Potassium deficiency in cotton can severely restrict yield and reduce grades. In 2006, potassium deficiency was a widespread problem in parts of Virginia.
Early signs of potassium deficiency, primarily yellowing between the veins of the cotton leaf, showed up in Virginia in late July. Once it occurs, it is too late to do much about it.
Virginia Cotton Specialist Joel Faircloth says there are numerous reasons for potassium deficiency in Virginia.
The first is a result of 900-plus pound per acre cotton yields in 2004 and 2005 and a high boll load in 2006. Successive high yielding cotton crops have placed a high demand on all nutrients, including potassium.
In 2006, early spring rains restricted root growth in early planted cotton throughout the Virginia cotton-producing belt. The cotton crop was set up with a small root mass, then the drought came, and there was no extended root system to go out and get nutrients — those in short supply were the hardest to absorb for the cotton plant, Faircloth explains.

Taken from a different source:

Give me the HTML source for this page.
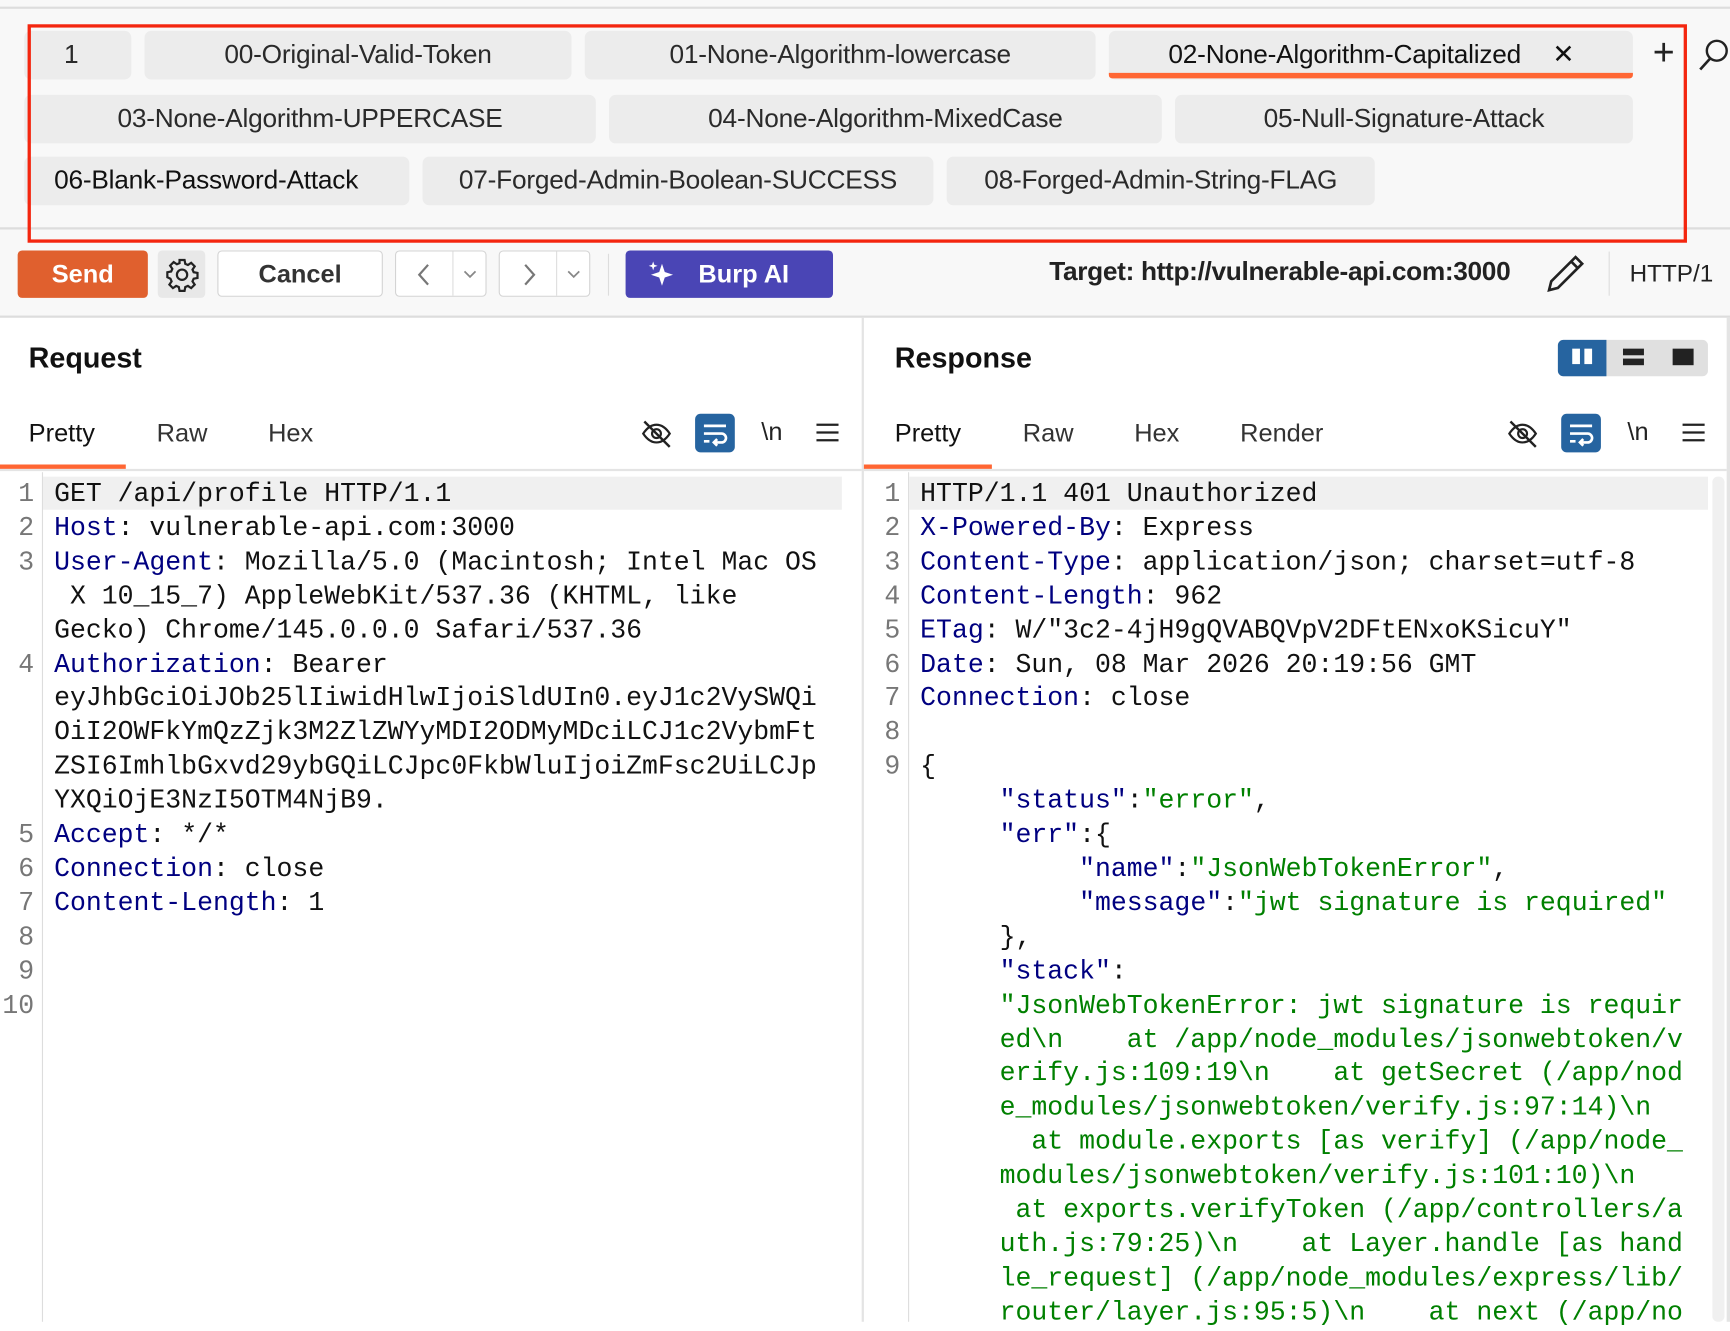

“We have seen more potassium deficiency this year, and it tends to show up more in sandy soils than in heavier soils,” Faircloth says. At the Tidewater Area Research and Extension Center in Holland, Va., potassium deficiency showed up about mid-season, according to Faircloth.
“Once the margin of the leaves start to crinkle from potassium deficiency, leafspot sets in, ethylene production increases, and leaves start to fall off. Then, growers don't have to worry about defoliation, but they will see some significant yield losses, Faircloth contends.
In USDA testing, a 60 pound per acre drop in uptake of potassium resulted in a 500 pound per acre yield loss. Most of the yield losses caused by potassium deficiency can be avoided by proper soil sampling.
Advanced grid sampling and zone sampling techniques can make fertilizer application very precise.
Likewise detecting the problem early can give growers some options. In the early stages of potassium deficiency, cotton plants begin to turn a darker shade of green. The top leaves then will become mottled with light green to gold mottling between the veins.
If leaf petiole analysis is taken at this stage, these leaves will likely be in the 1-2 percent range.
As potassium deficiency continues to develop, top leaves continue to turn yellowish-green to gold and leaf edges begin turning brown, but bottom leaves usually appear normal.
Within 7-8 weeks of the onset of potassium deficiency, leaves turn a reddish-brown in color and are shriveled and curled. Most bottom leaves still appear normal.
Potassium deficiency is sometimes confused with verticillium wilt in cotton. With verticillium wilt, the vascular tissue of the stem is discolored and light to dark brown in color.
To determine if verticillium wilt is present, the stem should be sliced with a knife and examined for vascular discoloration.
In Georgia, growers have had major problems with early-occurring potassium deficiency. In some cases cotton has been totally defoliated by the fourth week of bloom. Severe drought throughout the growing season in 2006 over-shadowed all production problems, including potassium deficiency.
In the northern Delta potassium deficiency is an ongoing problem. Researchers there have determined that in some cases spraying potassium on cotton during late-season can correct the problem and significantly reduce yield losses.
A shorter growing season in Virginia may be contributing to the increase in potassium deficiency. Increases in potassium deficiency are partly due to a premature end of reproductive growth. Potassium deficient cotton plants also tend to set more flowers, over 10 percent in some tests, adding to the plant's demand for nutrients.
Though early maturing cotton varieties have been linked to potassium deficiency, there is little research data to support this association.
Cotton continues to be a popular crop, and a new crop, for some Virginia growers who have stopped growing peanuts and tobacco. Growing cotton requires some special care. “It is clear we need to pay more attention to potassium deficiency in Virginia,” Faircloth says.